▶ **TASK DESCRIPTION**
Starting at the first line of the listing below, repeat each line up to and including the one containing "</leader-page>". Leave out pictures.

▶ **DATA SEGMENT**
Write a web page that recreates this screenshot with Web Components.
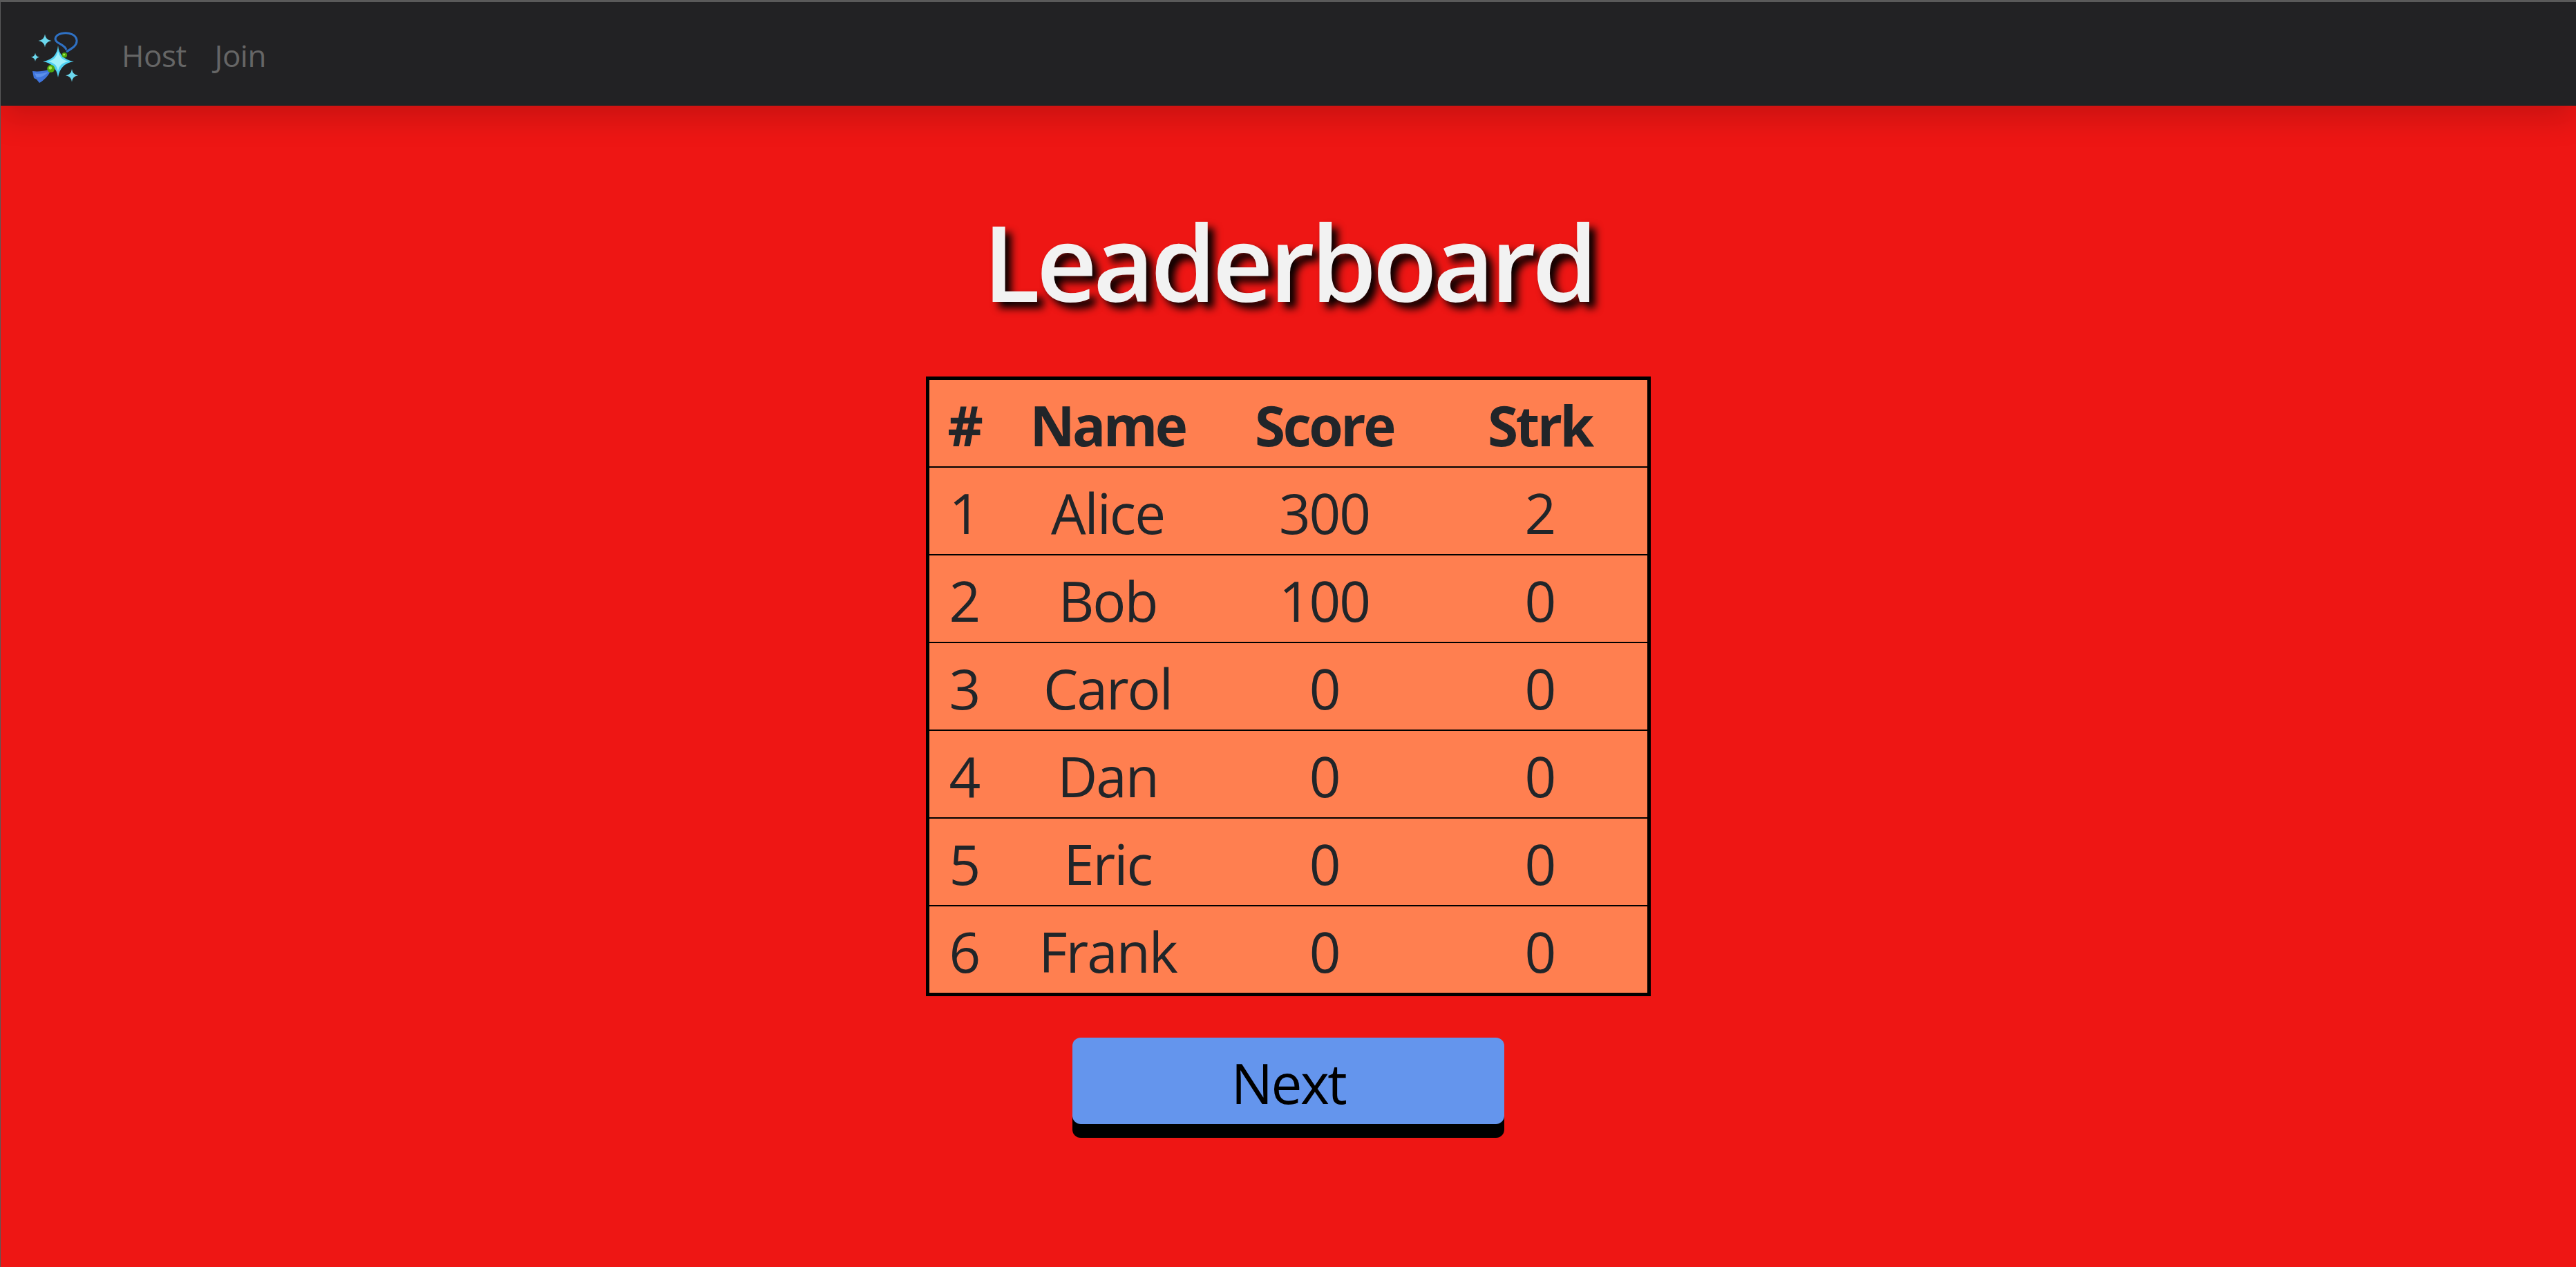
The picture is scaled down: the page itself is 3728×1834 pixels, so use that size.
<!DOCTYPE html>
<html>
<head>
<meta charset="utf-8">
<title>Leaderboard</title>
<style>
  html, body { margin: 0; height: 100%; }
  body { background: #ee1614; font-family: "Open Sans", "Noto Sans", sans-serif; overflow: hidden; box-sizing: border-box; border-left: 1px solid #5a5a5a; }
</style>
</head>
<body>
<app-nav>
  <a>Host</a>
  <a>Join</a>
</app-nav>
<leader-page>
  <span slot="title">Leaderboard</span>
  <score-table></score-table>
  <big-button slot="action">Next</big-button>
</leader-page>

<script>
(function () {
  const players = [
    ["1", "Alice", "300", "2"],
    ["2", "Bob", "100", "0"],
    ["3", "Carol", "0", "0"],
    ["4", "Dan", "0", "0"],
    ["5", "Eric", "0", "0"],
    ["6", "Frank", "0", "0"],
  ];

  class AppNav extends HTMLElement {
    constructor() {
      super();
      this.attachShadow({ mode: "open" }).innerHTML = `
        <style>
          :host {
            display: flex;
            align-items: center;
            box-sizing: border-box;
            height: 153px;
            background: #222224;
            border-top: 3px solid #5a5a5a;
            box-shadow: 0 20px 40px rgba(0, 0, 0, 0.15);
            position: relative;
            padding-left: 44px;
            color: #666;
            font-size: 44px;
            letter-spacing: -0.5px;
          }
          svg { width: 70px; height: 76px; display: block; margin-top: 12px; flex: none; }
          nav { display: flex; gap: 41px; margin-left: 61px; margin-top: 4px; }
          ::slotted(a) { display: block; }
        </style>
        <svg viewBox="45 46 70 76">
          <path d="M96 75 C104 70 112 66 111 58 C110 50 100 47 92 48 C83 49 78 54 81 59 C84 64 93 64 96 72" fill="none" stroke="#2f71c4" stroke-width="3"/>
          <path d="M84 66 Q86 86 107 89 Q87 92 84 112 Q81 92 62 89 Q82 86 84 66 Z" fill="#4fd0f2"/>
          <path d="M84 74 Q86 86 99 89 Q86 91 84 103 Q82 91 70 89 Q82 86 84 74 Z" fill="#a0f0fa"/>
          <path d="M65 49.5 Q66 58 74.5 59 Q66 60 65 68.5 Q64 60 55.5 59 Q64 58 65 49.5 Z" fill="#6bd8ee"/>
          <path d="M51 76.5 Q51.6 82 57 82.7 Q51.6 83.4 51 89 Q50.4 83.4 45 82.7 Q50.4 82 51 76.5 Z" fill="#6bd8ee"/>
          <path d="M104 100 Q105 108.3 113 109.3 Q105 110.3 104 118.5 Q103 110.3 95 109.3 Q103 108.3 104 100 Z" fill="#6bd8ee"/>
          <path d="M47 103 C55 104 63 103 70 101 L72 105 C69 110 64 116 57 120 L53 115 L49 113 Z" fill="#3f74db"/>
          <path d="M50 106 C57 108 64 106 70 104 C66 109 60 112 53 112 Z" fill="#5c90ea"/>
          <circle cx="73.7" cy="99.3" r="5.5" fill="#4ea60c"/><circle cx="72.8" cy="98.3" r="2.4" fill="#a5e84d"/>
          <circle cx="93.3" cy="79.7" r="3.8" fill="#4ea60c"/><circle cx="92.7" cy="79" r="1.6" fill="#a5e84d"/>
        </svg>
        <nav><slot></slot></nav>
      `;
    }
  }

  class LeaderPage extends HTMLElement {
    constructor() {
      super();
      this.attachShadow({ mode: "open" }).innerHTML = `
        <style>
          :host { display: flex; flex-direction: column; align-items: center; }
          h1 {
            margin: 135px 0 0;
            height: 257px;
            font-size: 153px;
            line-height: 180px;
            font-weight: 600;
            letter-spacing: -5.8px;
            color: #f2f2f2;
            text-shadow: 9px 9px 12px #000;
          }
          .action { margin-top: 60px; }
        </style>
        <h1><slot name="title"></slot></h1>
        <slot></slot>
        <div class="action"><slot name="action"></slot></div>
      `;
    }
  }

  class ScoreTable extends HTMLElement {
    constructor() {
      super();
      const rows = players.map((p) => `<tr>${p.map((c) => `<td>${c}</td>`).join("")}</tr>`).join("");
      this.attachShadow({ mode: "open" }).innerHTML = `
        <style>
          :host { display: block; }
          table {
            border-collapse: collapse;
            width: 1049px;
            table-layout: fixed;
            background: #ff7f50;
            color: #212529;
            border: 5px solid #000;
            font-size: 80px;
            letter-spacing: -2px;
          }
          th, td { height: 122px; padding: 3px 0 0; text-align: center; border-top: 2.5px solid #000; font-weight: 400; }
          th { font-weight: 700; border-top: 0; letter-spacing: -3.5px; }
          .c1 { width: 103px; } .c2 { width: 315px; } .c3 { width: 312px; }
        </style>
        <table>
          <colgroup><col class="c1"><col class="c2"><col class="c3"><col></colgroup>
          <tr><th>#</th><th>Name</th><th>Score</th><th>Strk</th></tr>
          ${rows}
        </table>
      `;
    }
  }

  class BigButton extends HTMLElement {
    constructor() {
      super();
      this.attachShadow({ mode: "open" }).innerHTML = `
        <style>
          :host { display: block; }
          button {
            display: block;
            width: 625px;
            height: 125px;
            margin-bottom: 20px;
            border: 0;
            padding: 3px 0 0;
            border-radius: 12px;
            background: #6495ed;
            color: #000;
            font: inherit;
            font-size: 80px;
            letter-spacing: -2.5px;
            box-shadow: 0 20px 0 #000;
          }
        </style>
        <button><slot></slot></button>
      `;
    }
  }

  customElements.define("app-nav", AppNav);
  customElements.define("leader-page", LeaderPage);
  customElements.define("score-table", ScoreTable);
  customElements.define("big-button", BigButton);
})();
</script>
</body>
</html>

▶ **TASK RESULT**
Write a web page that recreates this screenshot with Web Components.
The picture is scaled down: the page itself is 3728×1834 pixels, so use that size.
<!DOCTYPE html>
<html>
<head>
<meta charset="utf-8">
<title>Leaderboard</title>
<style>
  html, body { margin: 0; height: 100%; }
  body { background: #ee1614; font-family: "Open Sans", "Noto Sans", sans-serif; overflow: hidden; box-sizing: border-box; border-left: 1px solid #5a5a5a; }
</style>
</head>
<body>
<app-nav>
  <a>Host</a>
  <a>Join</a>
</app-nav>
<leader-page>
  <span slot="title">Leaderboard</span>
  <score-table></score-table>
  <big-button slot="action">Next</big-button>
</leader-page>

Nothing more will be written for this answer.